Google is planning to introduce an ad-blocking filter in the mobile and desktop version of the Chrome browser, according to the Wall Street Journal.
The feature would filter out "unacceptable" ads defined by the Coalition for the Better Ads, an industry group that realised a list of ad standards in March. The term "unacceptabl" in the ad standards referred to pop-up ads, autoplay videos, and "prestitial" ads.
Google is expected to announce the feature within weeks, but how, is still debatable. According to the reports, Google is considering two options for implementing the feature in its popular Chrome web-browser.
One is to block all advertising that appears on the sites with offending ads, instead of individual offending ads. In this case, site owners may need to ensure all of their ads meet the set standards. However, this move will affect Google online revenue in vast.
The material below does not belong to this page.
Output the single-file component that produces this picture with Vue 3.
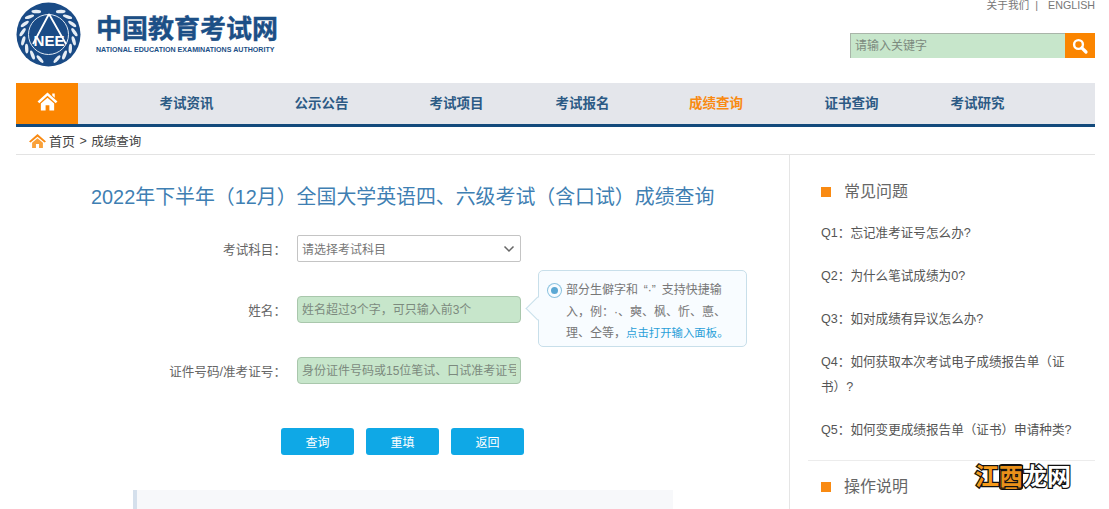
<template>
  <div class="page">
    <header class="top">
      <div class="brand">
        <svg class="emblem" width="65" height="65" viewBox="0 0 65 65">
          <circle cx="32.5" cy="32.5" r="32" fill="#1a4b86" />
          <circle cx="32.5" cy="32.5" r="20" fill="none" stroke="#dfe8f2" stroke-width="1" />
          <g fill="#e6edf5">
            <ellipse v-for="leaf in leaves" :key="leaf.id" :cx="leaf.x" :cy="leaf.y" rx="4.8" ry="1.7" :transform="leaf.rotate" />
          </g>
          <path d="M33 12 L17 42 M33 12 L50 42" fill="none" stroke="#fff" stroke-width="1.8" />
          <text x="33" y="43.5" text-anchor="middle" textLength="31" lengthAdjust="spacingAndGlyphs" class="emblem-text">NEE</text>
        </svg>
        <div class="brand-text">
          <div class="brand-cn">中国教育考试网</div>
          <div class="brand-en">NATIONAL EDUCATION EXAMINATIONS AUTHORITY</div>
        </div>
      </div>
      <div class="top-right">
        <div class="top-links">关于我们<span class="sep">|</span>ENGLISH</div>
        <div class="search">
          <input class="search-input" placeholder="请输入关键字" />
          <button class="search-btn" type="button">
            <svg width="18" height="18" viewBox="0 0 18 18" fill="none" stroke="#fff">
              <circle cx="7.5" cy="7.5" r="4.4" stroke-width="2.4" />
              <path d="M10.8 10.8 L15 15" stroke-width="3.2" stroke-linecap="round" />
            </svg>
          </button>
        </div>
      </div>
    </header>

    <nav class="nav">
      <div class="nav-home">
        <svg width="21" height="19" viewBox="0 0 22 20" fill="#fff">
          <path d="M11 0.5 L21.5 10 L19.6 11.8 L11 4 L2.4 11.8 L0.5 10 Z" />
          <path d="M16 1.5 H18.6 V6 L16 3.8 Z" />
          <path d="M4 12.2 L11 6 L18 12.2 V19.5 H13 V14 H9 V19.5 H4 Z" />
        </svg>
      </div>
      <div class="nav-items">
        <a v-for="item in navItems" :key="item" class="nav-item" :class="{ active: item === '成绩查询' }">{{ item }}</a>
      </div>
    </nav>

    <div class="crumb">
      <svg width="17" height="14" viewBox="0 0 22 18">
        <path d="M11 0 L22 9.5 L20 11 L11 3.6 L2 11 L0 9.5 Z" fill="#f98a12" />
        <path d="M4 11.2 L11 5.4 L18 11.2 V18 H13 V13 H9 V18 H4 Z" fill="#f9a13a" />
      </svg>
      <span class="crumb-home">首页</span>
      <span class="crumb-rest">&gt;</span>
      <span class="crumb-rest">成绩查询</span>
    </div>

    <main class="main">
      <section class="content">
        <h1 class="title">2022年下半年（12月）全国大学英语四、六级考试（含口试）成绩查询</h1>

        <form class="form" @submit.prevent>
          <div class="row">
            <label class="label">考试科目：</label>
            <div class="select">
              <span>请选择考试科目</span>
              <svg width="12" height="8" viewBox="0 0 12 8" fill="none" stroke="#666" stroke-width="1.5">
                <path d="M1.5 1.5 L6 6 L10.5 1.5" />
              </svg>
            </div>
          </div>
          <div class="row">
            <label class="label">姓名：</label>
            <input class="field" placeholder="姓名超过3个字，可只输入前3个" />
            <div class="tip">
              <span class="tip-dot"></span>
              <p class="tip-text">部分生僻字和 “·” 支持快捷输入，例：·、奭、枫、忻、悳、理、仝等，<a class="tip-link">点击打开输入面板。</a></p>
            </div>
          </div>
          <div class="row">
            <label class="label">证件号码/准考证号：</label>
            <input class="field" placeholder="身份证件号码或15位笔试、口试准考证号" />
          </div>
          <div class="actions">
            <button class="btn" type="button">查询</button>
            <button class="btn" type="button">重填</button>
            <button class="btn" type="button">返回</button>
          </div>
        </form>

        <div class="notice"></div>
      </section>

      <aside class="side">
        <div class="side-block">
          <h3 class="side-title">常见问题</h3>
          <p v-for="q in questions" :key="q" class="question">{{ q }}</p>
        </div>
        <div class="side-block second">
          <h3 class="side-title">操作说明</h3>
        </div>
      </aside>
    </main>

    <div class="stamp"><span class="stamp-orange">江</span><span class="stamp-box">西</span><span>龙</span><span>网</span></div>
  </div>
</template>

<script setup>
const navItems = ['考试资讯', '公示公告', '考试项目', '考试报名', '成绩查询', '证书查询', '考试研究']

const questions = [
  'Q1：忘记准考证号怎么办?',
  'Q2：为什么笔试成绩为0?',
  'Q3：如对成绩有异议怎么办?',
  'Q4：如何获取本次考试电子成绩报告单（证书）?',
  'Q5：如何变更成绩报告单（证书）申请种类?',
]

// laurel leaves going round the ring, both sides
const leaves = []
for (let i = 0; i < 8; i++) {
  const right = (-62 + i * 19) * (Math.PI / 180)
  const left = Math.PI - right
  for (const [side, a] of [['r', right], ['l', left]]) {
    const x = 32.5 + 26 * Math.cos(a)
    const y = 32.5 + 26 * Math.sin(a)
    const deg = (a * 180) / Math.PI + (side === 'r' ? 60 : -60)
    leaves.push({ id: side + i, x, y, rotate: `rotate(${deg} ${x} ${y})` })
  }
}
</script>

<style>
html,
body {
  margin: 0;
  height: 509px;
  overflow: hidden;
  background: #fff;
}
</style>

<style scoped>
.page {
  position: relative;
  width: 1079px;
  height: 509px;
  margin-left: 16px;
  overflow: hidden;
  font-family: "Liberation Sans", "Noto Sans CJK SC", sans-serif;
  text-spacing-trim: space-all;
  color: #555;
}

.top {
  display: flex;
  justify-content: space-between;
  height: 83px;
}

.brand {
  display: flex;
  align-items: flex-start;
  padding-top: 2px;
}

.emblem-text {
  font-size: 14px;
  font-weight: 700;
  fill: #fff;
  font-family: "Liberation Sans", sans-serif;
}

.brand-text {
  margin: 11px 0 0 15px;
  color: #1c4f86;
}

.brand-cn {
  font-size: 26px;
  line-height: 32px;
  font-weight: 700;
  width: 182px;
  white-space: nowrap;
  -webkit-text-stroke: 0.4px #1c4f86;
}

.brand-en {
  margin-top: 1px;
  font-size: 7.1px;
  line-height: 8px;
  font-weight: 700;
  white-space: nowrap;
}

.top-right {
  display: flex;
  flex-direction: column;
  align-items: flex-end;
}

.top-links {
  margin-top: -2px;
  font-size: 10.7px;
  line-height: 14px;
  color: #777;
}

.sep {
  margin: 0 10px 0 6px;
}

.search {
  display: flex;
  margin-top: 21px;
  height: 25px;
}

.search-input {
  width: 215px;
  height: 25px;
  box-sizing: border-box;
  padding: 0 4px;
  border: 0;
  border-top: 1px solid #a9b5a9;
  border-left: 1px solid #a9b5a9;
  outline: none;
  background: #c7e6cb;
  font: 12px "Liberation Sans", "Noto Sans CJK SC", sans-serif;
}

.search-input::placeholder,
.field::placeholder {
  color: #7c8a7e;
  opacity: 1;
}

.search-btn {
  display: flex;
  align-items: center;
  justify-content: center;
  width: 30px;
  height: 25px;
  padding: 0;
  border: 0;
  background: #fb8500;
}

.nav {
  display: flex;
  height: 41px;
  background: #e4e6eb;
  border-bottom: 3px solid #134a7c;
}

.nav-home {
  display: flex;
  align-items: flex-start;
  justify-content: center;
  width: 62px;
  padding-top: 9px;
  box-sizing: border-box;
  background: #fb8500;
}

.nav-items {
  display: grid;
  grid-template-columns: 135px 135px 135px 117px 150px 121px 131px;
  padding-left: 41px;
}

.nav-item {
  font-size: 13.5px;
  font-weight: 700;
  line-height: 42px;
  text-align: center;
  color: #2c5a85;
}

.nav-item.active {
  color: #f98a12;
}

.crumb {
  display: flex;
  align-items: center;
  height: 27px;
  padding-left: 13px;
  border-bottom: 1px solid #e3e3e3;
  color: #444;
}

.crumb-home {
  margin-left: 3px;
  font-size: 13px;
}

.crumb-rest {
  margin-left: 4.5px;
  font-size: 12.5px;
}

.main {
  display: flex;
  height: 354px;
}

.content {
  width: 773px;
  border-right: 1px solid #e5e5e5;
}

.title {
  margin: 27px 0 0 75px;
  font-size: 19.9px;
  line-height: 30px;
  font-weight: 400;
  white-space: nowrap;
  color: #3f7fb3;
}

.form {
  position: relative;
  margin-top: 23px;
}

.row {
  display: flex;
  align-items: center;
  height: 27px;
  margin-bottom: 34px;
}

.label {
  width: 281px;
  padding-right: 11px;
  box-sizing: border-box;
  font-size: 12.6px;
  text-align: right;
  color: #666;
  white-space: nowrap;
}

.select {
  display: flex;
  align-items: center;
  justify-content: space-between;
  width: 224px;
  height: 27px;
  box-sizing: border-box;
  padding: 0 5px 0 4px;
  border: 1px solid #c4c4c4;
  border-radius: 2px;
  font-size: 12px;
  color: #777;
}

.field {
  width: 224px;
  height: 27px;
  box-sizing: border-box;
  padding: 0 4px;
  border: 1px solid #a9c7ac;
  border-radius: 4px;
  outline: none;
  background: #c7e6cb;
  font: 12px "Liberation Sans", "Noto Sans CJK SC", sans-serif;
  text-spacing-trim: space-all;
}

.tip {
  position: absolute;
  top: 35px;
  left: 522px;
  display: flex;
  width: 209px;
  height: 77px;
  box-sizing: border-box;
  padding: 9px 10px 0 9px;
  border: 1px solid #c8dfea;
  border-radius: 5px;
  background: #f8fcff;
}

.tip::before {
  content: "";
  position: absolute;
  left: -10px;
  top: 29px;
  width: 17px;
  height: 17px;
  box-sizing: border-box;
  background: #f8fcff;
  border-left: 1px solid #c8dfea;
  border-bottom: 1px solid #c8dfea;
  transform: rotate(45deg);
}

.tip-dot {
  flex: none;
  width: 7px;
  height: 7px;
  margin: 4px 5px 0 0;
  border: 3px solid #f8fcff;
  border-radius: 50%;
  background: #5ba8d4;
  box-shadow: 0 0 0 1px #8cc3e0;
}

.tip-text {
  margin: 0;
  font-size: 12px;
  line-height: 21.5px;
  word-spacing: 2.5px;
  color: #777;
}

.tip-link {
  font-size: 11.4px;
  color: #2a9fd8;
}

.actions {
  display: flex;
  gap: 12px;
  margin: 44px 0 0 265px;
}

.btn {
  width: 73px;
  height: 27px;
  padding: 0;
  border: 0;
  border-radius: 3px;
  background: #0fa8e6;
  color: #fff;
  font: 12px "Liberation Sans", "Noto Sans CJK SC", sans-serif;
}

.notice {
  width: 536px;
  height: 40px;
  margin: 35px 0 0 117px;
  border-left: 4px solid #d5e0ec;
  background: #f7f8fa;
}

.side {
  flex: 1;
}

.side-block {
  padding: 26px 20px 0 31px;
}

.side-block.second {
  margin: -1px 0 0 18px;
  padding: 15px 0 0 13px;
  border-top: 1px solid #ececec;
}

.side-title {
  display: flex;
  align-items: center;
  margin: 0 0 18px;
  font-size: 16px;
  line-height: 22px;
  font-weight: 400;
  color: #666;
}

.side-title::before {
  content: "";
  width: 10px;
  height: 10px;
  margin-right: 13px;
  background: #f98a12;
}

.question {
  margin: 0 0 18px;
  font-size: 12.6px;
  line-height: 25px;
  color: #555;
}

.stamp {
  position: absolute;
  left: 959px;
  top: 464px;
  display: flex;
  font-size: 24px;
  line-height: 26px;
  font-weight: 700;
  color: #fff;
  -webkit-text-stroke: 2.5px #111;
  paint-order: stroke fill;
}

.stamp-orange {
  color: #f59a1b;
}

.stamp-box {
  background: #e8901a;
  color: #e8901a;
  outline: 1px solid #111;
  outline-offset: -1px;
  border-radius: 3px;
}
</style>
The other option is to simply block the offending ads in the question.
The ad-blocking step may seem counter-intuitive given Google’s reliance on online advertising revenue, but the move is a defensive one, people familiar with the plans told the WSJ.
Acknowledging the uptake of ad-blocking tool from third-party firms in the past by many, Google is interested in launching its own ad-blocking feature for the defeating the purpose. Since the Chrome now accounts for a large web-browsing globally; installing ad-blocker within it would mean more control to Google over ad-blocking.